— begin Data provided —

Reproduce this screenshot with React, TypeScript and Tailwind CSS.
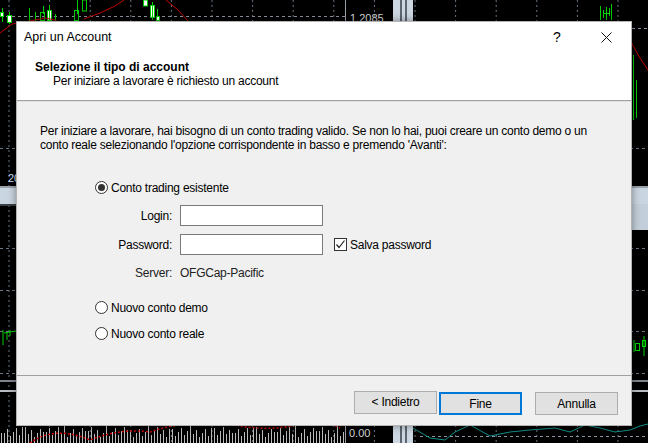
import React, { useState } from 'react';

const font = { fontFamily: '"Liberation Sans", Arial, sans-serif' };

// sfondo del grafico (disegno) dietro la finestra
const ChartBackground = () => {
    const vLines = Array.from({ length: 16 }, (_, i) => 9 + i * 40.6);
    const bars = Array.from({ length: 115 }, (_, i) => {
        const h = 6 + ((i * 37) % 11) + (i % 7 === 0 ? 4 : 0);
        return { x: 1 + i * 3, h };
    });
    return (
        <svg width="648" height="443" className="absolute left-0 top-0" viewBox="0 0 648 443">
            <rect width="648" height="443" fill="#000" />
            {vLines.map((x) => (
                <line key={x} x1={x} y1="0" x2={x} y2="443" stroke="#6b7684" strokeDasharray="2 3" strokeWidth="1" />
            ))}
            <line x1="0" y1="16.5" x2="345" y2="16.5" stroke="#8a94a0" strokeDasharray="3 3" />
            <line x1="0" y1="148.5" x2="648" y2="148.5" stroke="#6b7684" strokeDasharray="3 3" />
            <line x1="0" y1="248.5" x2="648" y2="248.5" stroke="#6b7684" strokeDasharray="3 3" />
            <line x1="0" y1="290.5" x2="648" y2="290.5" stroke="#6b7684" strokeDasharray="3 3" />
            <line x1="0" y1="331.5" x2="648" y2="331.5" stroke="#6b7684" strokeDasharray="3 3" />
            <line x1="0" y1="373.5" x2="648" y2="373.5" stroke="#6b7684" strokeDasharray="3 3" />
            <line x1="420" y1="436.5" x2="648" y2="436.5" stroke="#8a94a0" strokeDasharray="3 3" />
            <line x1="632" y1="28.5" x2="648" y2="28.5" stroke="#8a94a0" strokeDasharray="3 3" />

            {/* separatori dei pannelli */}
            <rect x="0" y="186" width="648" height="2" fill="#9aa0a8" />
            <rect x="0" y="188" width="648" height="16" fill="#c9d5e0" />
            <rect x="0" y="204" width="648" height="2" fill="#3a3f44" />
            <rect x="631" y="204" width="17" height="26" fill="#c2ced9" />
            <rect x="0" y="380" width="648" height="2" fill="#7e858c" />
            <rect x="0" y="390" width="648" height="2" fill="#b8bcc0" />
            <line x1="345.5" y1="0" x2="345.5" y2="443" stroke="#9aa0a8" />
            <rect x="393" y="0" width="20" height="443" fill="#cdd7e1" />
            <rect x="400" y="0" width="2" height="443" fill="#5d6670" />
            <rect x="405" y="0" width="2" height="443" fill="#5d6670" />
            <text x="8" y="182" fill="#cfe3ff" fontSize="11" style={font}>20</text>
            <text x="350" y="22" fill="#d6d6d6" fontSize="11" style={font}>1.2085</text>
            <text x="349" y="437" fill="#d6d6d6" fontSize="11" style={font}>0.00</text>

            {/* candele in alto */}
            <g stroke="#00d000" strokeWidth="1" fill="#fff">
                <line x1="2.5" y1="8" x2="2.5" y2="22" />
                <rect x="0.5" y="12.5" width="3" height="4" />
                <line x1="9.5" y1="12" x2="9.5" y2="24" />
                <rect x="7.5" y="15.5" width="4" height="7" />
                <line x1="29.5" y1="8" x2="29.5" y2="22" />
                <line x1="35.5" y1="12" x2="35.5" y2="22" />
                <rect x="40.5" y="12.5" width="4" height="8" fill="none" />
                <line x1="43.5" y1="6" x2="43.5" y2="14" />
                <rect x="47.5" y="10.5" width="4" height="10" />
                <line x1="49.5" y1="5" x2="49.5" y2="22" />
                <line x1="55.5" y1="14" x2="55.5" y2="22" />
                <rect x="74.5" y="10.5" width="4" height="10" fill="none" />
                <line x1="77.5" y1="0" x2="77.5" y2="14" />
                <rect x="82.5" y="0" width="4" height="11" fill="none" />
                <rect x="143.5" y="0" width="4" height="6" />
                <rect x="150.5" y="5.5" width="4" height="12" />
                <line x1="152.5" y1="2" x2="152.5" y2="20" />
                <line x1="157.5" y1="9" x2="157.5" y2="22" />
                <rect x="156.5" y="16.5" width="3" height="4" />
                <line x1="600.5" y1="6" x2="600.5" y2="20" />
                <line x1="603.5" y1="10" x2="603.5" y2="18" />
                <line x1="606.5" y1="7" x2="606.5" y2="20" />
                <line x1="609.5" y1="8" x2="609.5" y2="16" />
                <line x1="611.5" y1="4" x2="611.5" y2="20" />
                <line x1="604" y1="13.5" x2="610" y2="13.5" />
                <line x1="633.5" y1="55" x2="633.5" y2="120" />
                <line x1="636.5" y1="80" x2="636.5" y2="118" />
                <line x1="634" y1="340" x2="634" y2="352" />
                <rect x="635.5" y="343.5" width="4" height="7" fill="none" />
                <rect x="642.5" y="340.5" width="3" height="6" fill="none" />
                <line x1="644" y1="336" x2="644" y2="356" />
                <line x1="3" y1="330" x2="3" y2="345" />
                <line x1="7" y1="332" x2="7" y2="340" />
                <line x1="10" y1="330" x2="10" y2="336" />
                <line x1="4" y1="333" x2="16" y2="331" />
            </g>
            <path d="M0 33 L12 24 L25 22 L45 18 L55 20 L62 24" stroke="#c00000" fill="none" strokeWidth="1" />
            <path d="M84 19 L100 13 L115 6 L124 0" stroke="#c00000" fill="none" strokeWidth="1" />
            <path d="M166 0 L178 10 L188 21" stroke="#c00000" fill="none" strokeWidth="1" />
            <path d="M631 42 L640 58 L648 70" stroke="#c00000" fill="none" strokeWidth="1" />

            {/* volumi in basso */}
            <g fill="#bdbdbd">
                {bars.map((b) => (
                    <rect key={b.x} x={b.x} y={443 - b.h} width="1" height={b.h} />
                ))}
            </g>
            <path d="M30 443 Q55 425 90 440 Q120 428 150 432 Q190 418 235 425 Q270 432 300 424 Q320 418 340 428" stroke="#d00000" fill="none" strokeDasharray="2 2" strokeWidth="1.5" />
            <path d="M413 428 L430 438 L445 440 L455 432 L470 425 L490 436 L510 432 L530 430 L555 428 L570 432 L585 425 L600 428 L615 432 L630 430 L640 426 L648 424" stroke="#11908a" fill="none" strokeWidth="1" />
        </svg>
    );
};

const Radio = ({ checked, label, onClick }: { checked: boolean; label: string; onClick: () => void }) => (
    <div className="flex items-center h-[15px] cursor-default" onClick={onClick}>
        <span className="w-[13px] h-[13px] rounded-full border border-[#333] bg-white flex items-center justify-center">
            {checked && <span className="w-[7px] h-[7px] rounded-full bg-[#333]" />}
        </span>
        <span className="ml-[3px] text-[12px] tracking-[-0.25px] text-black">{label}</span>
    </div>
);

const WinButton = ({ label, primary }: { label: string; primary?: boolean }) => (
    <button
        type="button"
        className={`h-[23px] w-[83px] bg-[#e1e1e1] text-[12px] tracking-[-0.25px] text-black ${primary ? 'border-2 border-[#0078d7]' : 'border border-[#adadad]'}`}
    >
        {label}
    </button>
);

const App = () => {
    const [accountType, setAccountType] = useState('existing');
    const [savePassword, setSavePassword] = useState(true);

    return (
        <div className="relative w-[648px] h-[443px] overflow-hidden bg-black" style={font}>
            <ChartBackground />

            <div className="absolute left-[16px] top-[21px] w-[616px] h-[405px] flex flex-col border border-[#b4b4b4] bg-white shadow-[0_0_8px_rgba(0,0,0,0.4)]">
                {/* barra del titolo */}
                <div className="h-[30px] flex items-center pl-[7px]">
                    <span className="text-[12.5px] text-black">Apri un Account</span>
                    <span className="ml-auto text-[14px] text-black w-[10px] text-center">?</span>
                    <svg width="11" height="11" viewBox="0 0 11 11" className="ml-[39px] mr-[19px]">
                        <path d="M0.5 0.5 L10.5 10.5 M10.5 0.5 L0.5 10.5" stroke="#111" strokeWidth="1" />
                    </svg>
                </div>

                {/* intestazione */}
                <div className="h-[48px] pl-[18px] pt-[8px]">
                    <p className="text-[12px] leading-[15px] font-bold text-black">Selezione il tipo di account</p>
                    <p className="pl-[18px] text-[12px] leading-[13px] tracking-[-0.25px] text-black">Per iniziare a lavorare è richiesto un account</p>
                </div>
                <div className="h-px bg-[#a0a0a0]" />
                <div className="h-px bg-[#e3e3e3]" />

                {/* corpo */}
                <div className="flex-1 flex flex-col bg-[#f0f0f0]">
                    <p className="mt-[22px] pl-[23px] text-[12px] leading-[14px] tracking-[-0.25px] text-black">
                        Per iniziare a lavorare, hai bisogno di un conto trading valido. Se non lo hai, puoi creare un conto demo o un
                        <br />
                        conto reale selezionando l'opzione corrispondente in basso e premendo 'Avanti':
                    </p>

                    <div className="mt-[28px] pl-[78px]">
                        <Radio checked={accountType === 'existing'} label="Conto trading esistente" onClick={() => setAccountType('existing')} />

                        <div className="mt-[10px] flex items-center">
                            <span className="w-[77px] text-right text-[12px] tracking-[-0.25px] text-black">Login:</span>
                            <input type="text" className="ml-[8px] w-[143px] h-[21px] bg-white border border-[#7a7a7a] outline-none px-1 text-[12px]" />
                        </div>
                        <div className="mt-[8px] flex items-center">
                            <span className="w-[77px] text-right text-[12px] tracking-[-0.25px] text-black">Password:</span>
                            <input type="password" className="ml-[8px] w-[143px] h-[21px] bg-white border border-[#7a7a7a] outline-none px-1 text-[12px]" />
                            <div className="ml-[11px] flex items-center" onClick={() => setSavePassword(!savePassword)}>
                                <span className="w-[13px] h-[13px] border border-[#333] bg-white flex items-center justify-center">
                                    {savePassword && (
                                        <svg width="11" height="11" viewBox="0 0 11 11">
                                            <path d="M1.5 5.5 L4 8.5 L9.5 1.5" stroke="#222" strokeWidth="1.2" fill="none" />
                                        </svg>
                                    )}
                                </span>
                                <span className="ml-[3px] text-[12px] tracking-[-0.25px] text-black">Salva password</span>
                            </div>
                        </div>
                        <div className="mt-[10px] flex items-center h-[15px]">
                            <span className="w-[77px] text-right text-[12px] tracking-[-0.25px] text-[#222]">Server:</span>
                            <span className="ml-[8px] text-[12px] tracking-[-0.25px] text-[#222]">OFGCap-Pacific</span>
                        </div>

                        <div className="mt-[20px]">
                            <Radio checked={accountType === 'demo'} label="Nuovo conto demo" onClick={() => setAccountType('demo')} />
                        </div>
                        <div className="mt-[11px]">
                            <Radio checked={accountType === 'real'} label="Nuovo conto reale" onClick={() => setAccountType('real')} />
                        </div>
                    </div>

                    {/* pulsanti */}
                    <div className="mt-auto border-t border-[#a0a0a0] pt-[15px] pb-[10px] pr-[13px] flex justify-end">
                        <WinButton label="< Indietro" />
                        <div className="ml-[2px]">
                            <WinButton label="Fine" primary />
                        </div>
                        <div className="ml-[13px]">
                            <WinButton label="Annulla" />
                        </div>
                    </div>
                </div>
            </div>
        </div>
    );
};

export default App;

— end Data provided —
— begin Data provided —

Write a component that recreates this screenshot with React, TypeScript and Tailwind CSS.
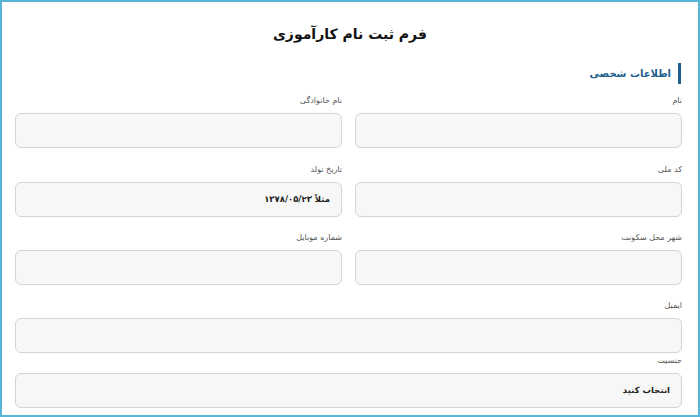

— end Data provided —

__Short task__
Check each line above for the word "with" and copy the ones that have it.

__Reply__
Reproduce this screenshot with React, TypeScript and Tailwind CSS.
Write a component that recreates this screenshot with React, TypeScript and Tailwind CSS.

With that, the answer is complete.